**To be done:** Where the word "screenshot" occurs in a line, return that line.

**Given data:**
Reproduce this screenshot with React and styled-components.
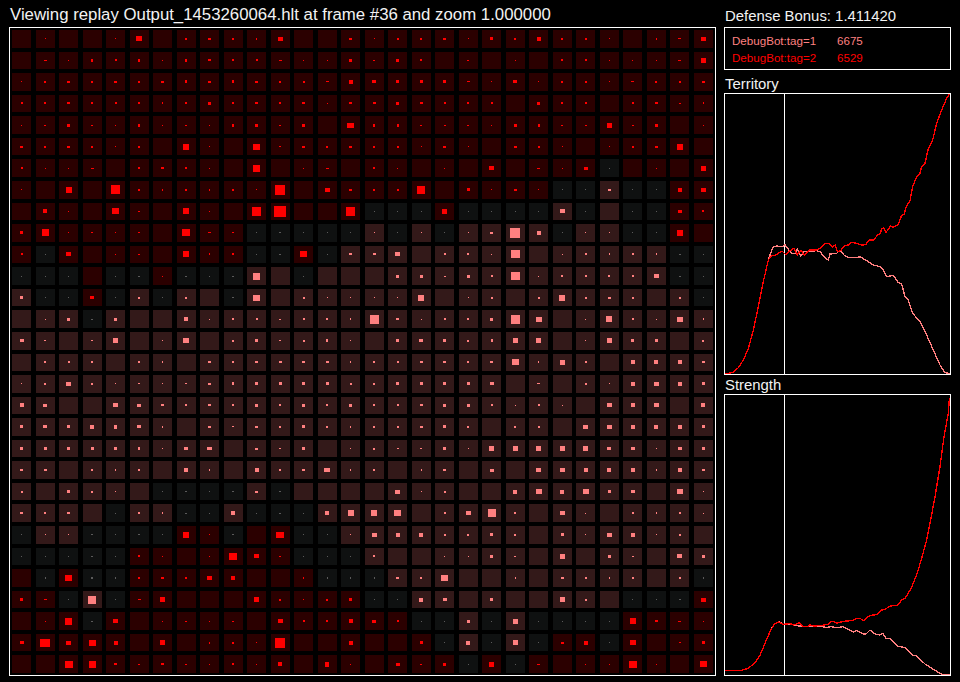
import React from 'react';
import styled, { createGlobalStyle } from 'styled-components';

const GlobalStyle = createGlobalStyle`
  html, body {
    margin: 0;
    background: #000;
  }
  body {
    font-family: "Liberation Sans", Arial, sans-serif;
    color: #fff;
  }
`;

// one row per map row, 3 blocks of 10 columns: r = red player, p = pink player, n = neutral
const OWNERS = [
  'rrrrrrrrrr' + 'rrrrrrrrrr' + 'rrrrrrrrrr',
  'rrrrrrrrrr' + 'rrrrrrrrrr' + 'rrrrrrrrrr',
  'rrrrrrrrrr' + 'rrrrrrrrrr' + 'rrrrrrrrrr',
  'rrrrrrrrrr' + 'rrrrrrrrrr' + 'rrrrrrrrrr',
  'rrrrrrrrrr' + 'rrrrrrrrrr' + 'rrrrrrrrrr',
  'rrrrrrrrrr' + 'rrrrrrrrrr' + 'rrrrrrrrrr',
  'rrrrrrrrrr' + 'rrrrrrrrrr' + 'rrrrrnrrrr',
  'rrrrrrrrrr' + 'rrrrrrrrrr' + 'rrrnnpnnrr',
  'rrrrrrrrrr' + 'rrrrrnnnrn' + 'nnnpnpnnrr',
  'rrrrrrrrrr' + 'nnnnnpnpnp' + 'pppnppnnrr',
  'rnrrrrrrrr' + 'nnrnpppppp' + 'ppppppppnn',
  'nnnrnnrnnn' + 'ppnppppppp' + 'ppppppppnn',
  'pnnrnpnppn' + 'pppppppppp' + 'pppppppppn',
  'pppnpppppp' + 'pppppppppp' + 'pppppppppp',
  'pppppppppp' + 'pppppppppp' + 'pppppppppp',
  'pppppppppp' + 'pppppppppp' + 'pppppppppp',
  'pppppppppp' + 'pppppppppp' + 'pppppppppp',
  'pppppppppp' + 'pppppppppp' + 'pppppppppp',
  'pppppppppp' + 'pppppppppp' + 'pppppppppp',
  'pppppppppp' + 'pppppppppp' + 'pppppppppp',
  'pppppppppp' + 'pppppppppp' + 'pppppppppp',
  'ppppppnnnn' + 'pnpppppppp' + 'pppppppppp',
  'ppppnppnnp' + 'nnnppppppp' + 'pppppppppp',
  'nppnnnnrrn' + 'rrnnpppppp' + 'pppppppppp',
  'nnnnnrrrrr' + 'rrnnnppppp' + 'pppppppppp',
  'rnrnnrrrrr' + 'rrrnnnpppp' + 'pppppppppn',
  'rrnpnrrrrr' + 'rrrrrnnppp' + 'ppppppnnnr',
  'rrrnrrrrrr' + 'rrrrrrrnnp' + 'npnnnnrrrr',
  'rrrrrrrrrr' + 'rrrrrrrrnp' + 'npnrrnrrrr',
  'rrrrrrrrrr' + 'rrrrrrrrrn' + 'rnrrrrrrrr',
];

// strength mark in each cell, see MARKS
const STRENGTH = [
  '01001M02=2' + 'JW00=122=1' + '3242210J_W',
  '0_1I2I1I=2' + '2_113-320-' + '01022111_5',
  '12=2=2=I=I' + '=22_4w333_' + '1w1221_22=',
  '22=222J232' + '=2=1==3=22' + '2032202=-J',
  '1-3-1I1-1I' + '3-30NII---' + '13I--5-301',
  '=2=2120610' + 'P-=2=221=1' + '0=21012=60',
  '211_02=210' + '701_021010' + 'W0_1w10105',
  '106092J2J2' + '1a0W=22803' + '1=111=114W',
  '0410P-0610' + '9c00911151' + '111W1011w2',
  '371-1-0Q_-' + '1-11111111' + '=a41111160',
  '21W01-06J2' + '1-P1==W022' + '1R012J2J-1',
  '11101-1-1-' + '70100033-3' + '2R12222W-1',
  '311w12120-' + 'P021111601' + '20262=2021',
  '013-300412' + '2-22J9=122' + '39M01621MJ',
  'w-0-501M02' + '3-2I103w32' + 'I550153302',
  '022202J0=2' + '====J22==2' + '=PJ520444=',
  '12W21-1-=I' + '3333223333' + 'w0_0214W43',
  '4w00Ww=2=2' + '3232322=33' + '21210W4W04',
  '3w34HwJ0=-' + '=232J22=32' + '0220WW4443',
  '33333I1wV0' + '=-3012--31' + '55555ww1w3',
  '==02J204J0' + '42=XJ20J=0' + 'w0WW444J4=',
  '2032101-1-' + '=-0000W120' + '04M4M3w0M1',
  '=2=012J-14' + '1-1466P02W' + '820W102J21',
  '111-1-161-' + '0U111W4422' + '32031W4120',
  '111-12101Q' + 'W-11120011' + '3-0503-0W3',
  '0JP2J2=2W4' + '00JJJJ=2P0' + '0J0=2J202J',
  '3_181_5000' + '52123114w0' + '30052011-W',
  '017-W01-1-' + '0W224w2113' + '1511116=_1',
  'wZWP4050J2' + '1a00400314' + '151=41M0-3',
  '00Q7=-=-12' + '140K10w-31' + '51_011Q10P',
];

// width and height in pixels for each mark
const MARKS = {
  1: [1, 1], 2: [2, 2], 3: [3, 3], 4: [4, 4], 5: [5, 5], 6: [6, 6], 7: [7, 7], 8: [8, 8], 9: [9, 9],
  a: [10, 10], c: [12, 11],
  '-': [2, 1], _: [3, 1], '=': [3, 2], J: [1, 2], I: [2, 3], H: [3, 4], K: [4, 5],
  w: [4, 3], W: [5, 4], V: [5, 3], M: [6, 5], X: [6, 4], U: [8, 6], N: [7, 5], P: [7, 6], Q: [8, 7], R: [9, 8], Z: [10, 8],
};

const CELL_COLORS = { r: '#2b0000', p: '#331919', n: '#0f1111' };
const MARK_COLORS = { r: '#ff0000', p: '#ff8080', n: '#5a5a5a' };

const Page = styled.div`
  display: flex;
  gap: 8px;
  width: 960px;
  height: 682px;
  padding-left: 9px;
  box-sizing: border-box;
  overflow: hidden;
  background: #000;
`;

const LeftColumn = styled.div`
  display: flex;
  flex-direction: column;
  width: 707px;
`;

const Title = styled.div`
  height: 27px;
  padding-left: 1px;
  font-size: 16.8px;
  line-height: 29px;
  color: #f2f2f2;
  white-space: nowrap;
`;

const Board = styled.div`
  display: grid;
  grid-template-columns: repeat(30, 1fr);
  grid-template-rows: repeat(30, 1fr);
  column-gap: 4.5px;
  row-gap: 4px;
  height: 649px;
  padding: 2px 2.25px;
  box-sizing: border-box;
  border: 1px solid #fff;
`;

const Cell = styled.div`
  display: flex;
  align-items: center;
  justify-content: center;
  background: ${(p) => CELL_COLORS[p.$owner]};
`;

const Mark = styled.div`
  width: ${(p) => p.$w}px;
  height: ${(p) => p.$h}px;
  background: ${(p) => MARK_COLORS[p.$owner]};
`;

const Sidebar = styled.div`
  display: flex;
  flex-direction: column;
  width: 227px;
`;

const Label = styled.div`
  height: ${(p) => p.$height}px;
  padding-left: 1px;
  font-size: 14.9px;
  line-height: ${(p) => p.$lineHeight}px;
  color: #f2f2f2;
  white-space: nowrap;
`;

const ScoreBox = styled.div`
  display: flex;
  flex-direction: column;
  justify-content: center;
  height: 43px;
  padding-left: 7px;
  box-sizing: border-box;
  border: 1px solid #fff;
`;

const ScoreRow = styled.div`
  display: flex;
  height: 17px;
  font-size: 11.6px;
  line-height: 17px;
  color: ${(p) => p.$color};
`;

const ScoreName = styled.span`
  width: 105px;
`;

const ChartFrame = styled.div`
  height: 282px;
  box-sizing: border-box;
  border: 1px solid #fff;
`;

const ChartSvg = styled.svg`
  display: block;
  width: 225px;
  height: 280px;
  shape-rendering: crispEdges;
`;

const TERRITORY_PINK =
  '15,851 38,848 55,833 70,810 85,775 100,720 115,650 130,575 145,510 158,472 170,468 190,470 195,464 205,478 215,490 225,490 232,478 243,498 250,485 265,484 290,482 300,485 315,503 325,510 330,492 350,490 360,480 372,495 385,502 410,503 420,500 440,512 460,525 480,530 490,540 500,560 520,556 535,578 545,582 555,620 565,630 578,670 600,695 620,735 640,780 660,825 675,848 690,851';
const TERRITORY_RED =
  '15,851 38,848 55,833 70,810 85,775 100,720 115,650 130,575 145,510 155,496 165,496 175,490 187,484 197,494 208,484 222,474 232,494 243,480 253,496 268,480 290,480 305,472 315,460 330,462 337,472 345,465 352,485 362,482 372,468 385,465 393,457 410,460 425,465 437,464 447,450 462,450 470,438 480,430 486,416 492,414 498,427 512,408 520,412 534,405 545,376 552,374 558,352 570,332 578,290 590,260 600,250 605,230 615,220 625,175 638,150 650,100 665,60 680,25 688,12';
const STRENGTH_PINK =
  '15,871 65,871 85,865 105,848 120,826 135,790 150,755 162,733 177,725 190,733 200,731 215,733 230,737 260,740 290,738 320,742 335,740 350,743 370,740 385,748 400,756 410,752 430,762 438,762 450,750 465,762 480,765 488,760 498,775 510,775 532,798 555,803 578,826 590,828 615,852 640,868 665,883 690,885';
const STRENGTH_RED =
  '15,871 65,871 85,865 105,848 120,826 135,790 150,755 162,733 177,726 190,733 210,731 222,735 237,728 250,740 265,740 270,734 280,738 300,737 325,733 332,724 340,724 350,730 370,724 395,722 410,715 420,715 430,722 450,706 470,704 485,690 495,688 510,678 533,676 545,660 555,655 572,628 590,585 605,535 620,480 632,420 645,350 660,260 672,170 685,100 688,55';

function Chart({ viewBox, pink, red }) {
  return (
    <ChartFrame>
      <ChartSvg viewBox={viewBox} preserveAspectRatio="none">
        <line x1="193.5" y1="0" x2="193.5" y2="900" stroke="#fff" strokeWidth="3" />
        <polyline points={pink} fill="none" stroke="#ff8080" strokeWidth="4" />
        <polyline points={red} fill="none" stroke="#ff0000" strokeWidth="4" />
      </ChartSvg>
    </ChartFrame>
  );
}

export default function App() {
  return (
    <Page>
      <GlobalStyle />
      <LeftColumn>
        <Title>Viewing replay Output_1453260064.hlt at frame #36 and zoom 1.000000</Title>
        <Board>
          {OWNERS.flatMap((row, y) =>
            row.split('').map((owner, x) => {
              const size = MARKS[STRENGTH[y][x]];
              return (
                <Cell key={`${x}-${y}`} $owner={owner}>
                  {size && <Mark $owner={owner} $w={size[0]} $h={size[1]} />}
                </Cell>
              );
            })
          )}
        </Board>
      </LeftColumn>
      <Sidebar>
        <Label $height={27} $lineHeight={33}>Defense Bonus: 1.411420</Label>
        <ScoreBox>
          <ScoreRow $color="#ff8080">
            <ScoreName>DebugBot:tag=1</ScoreName>
            <span>6675</span>
          </ScoreRow>
          <ScoreRow $color="#ff0000">
            <ScoreName>DebugBot:tag=2</ScoreName>
            <span>6529</span>
          </ScoreRow>
        </ScoreBox>
        <Label $height={23} $lineHeight={28}>Territory</Label>
        <Chart viewBox="15 12 675 840" pink={TERRITORY_PINK} red={TERRITORY_RED} />
        <Label $height={19} $lineHeight={20}>Strength</Label>
        <Chart viewBox="15 45 675 840" pink={STRENGTH_PINK} red={STRENGTH_RED} />
      </Sidebar>
    </Page>
  );
}
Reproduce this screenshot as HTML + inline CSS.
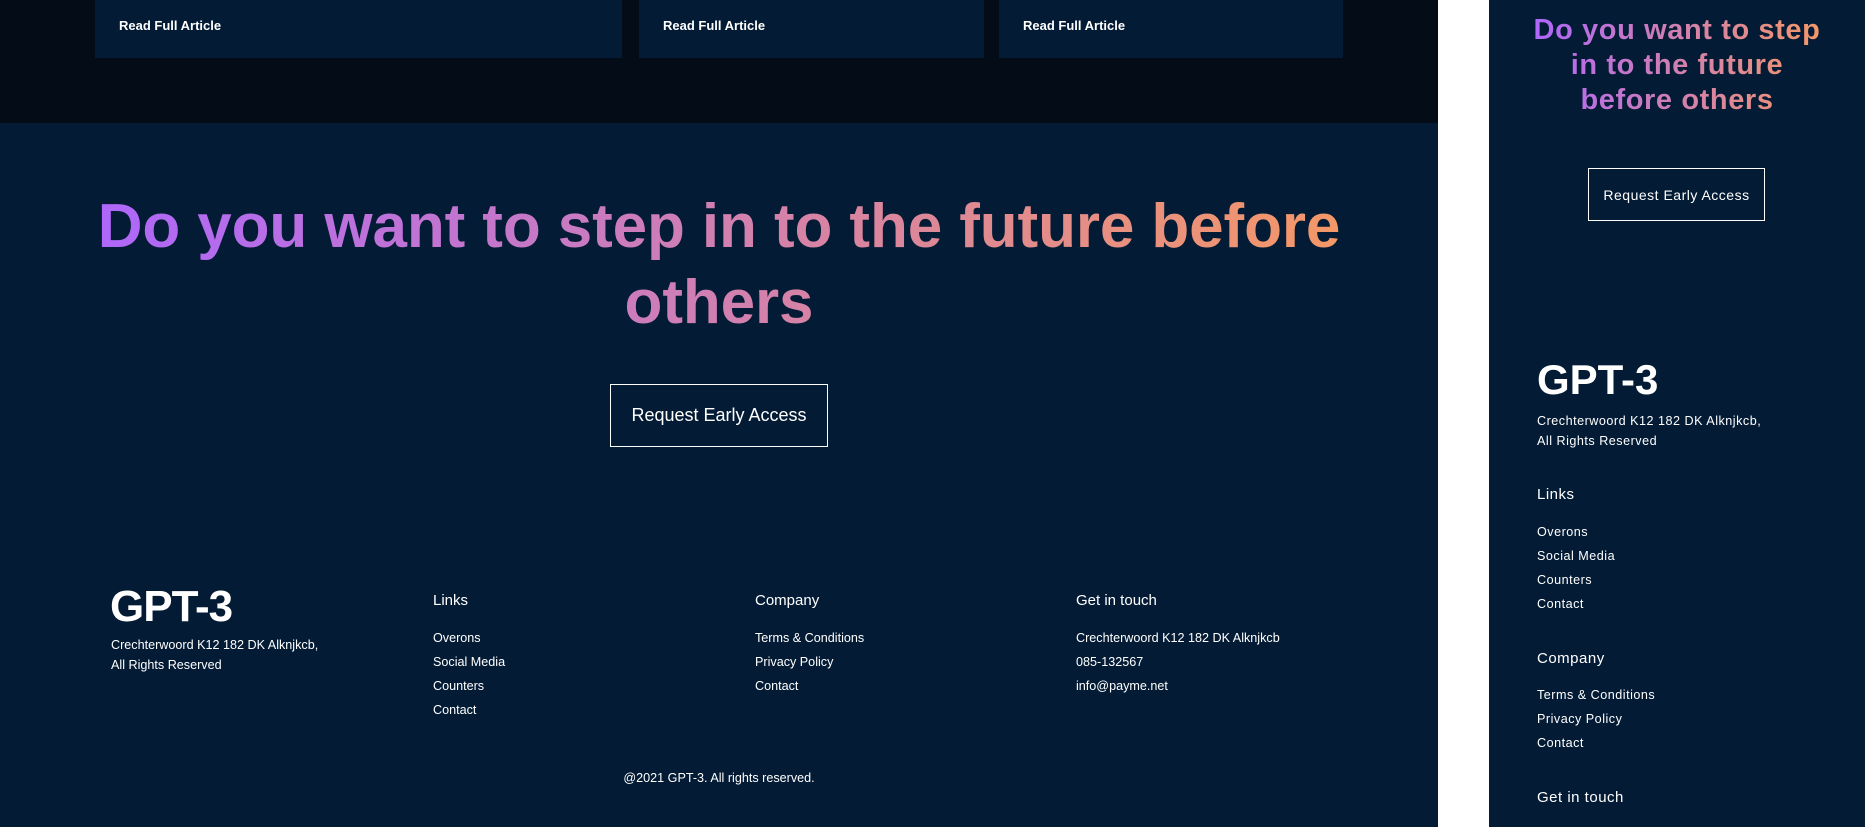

**Correct response:**
Reproduce this screenshot with React and styled-components.
Reproduce this screenshot as HTML + inline CSS.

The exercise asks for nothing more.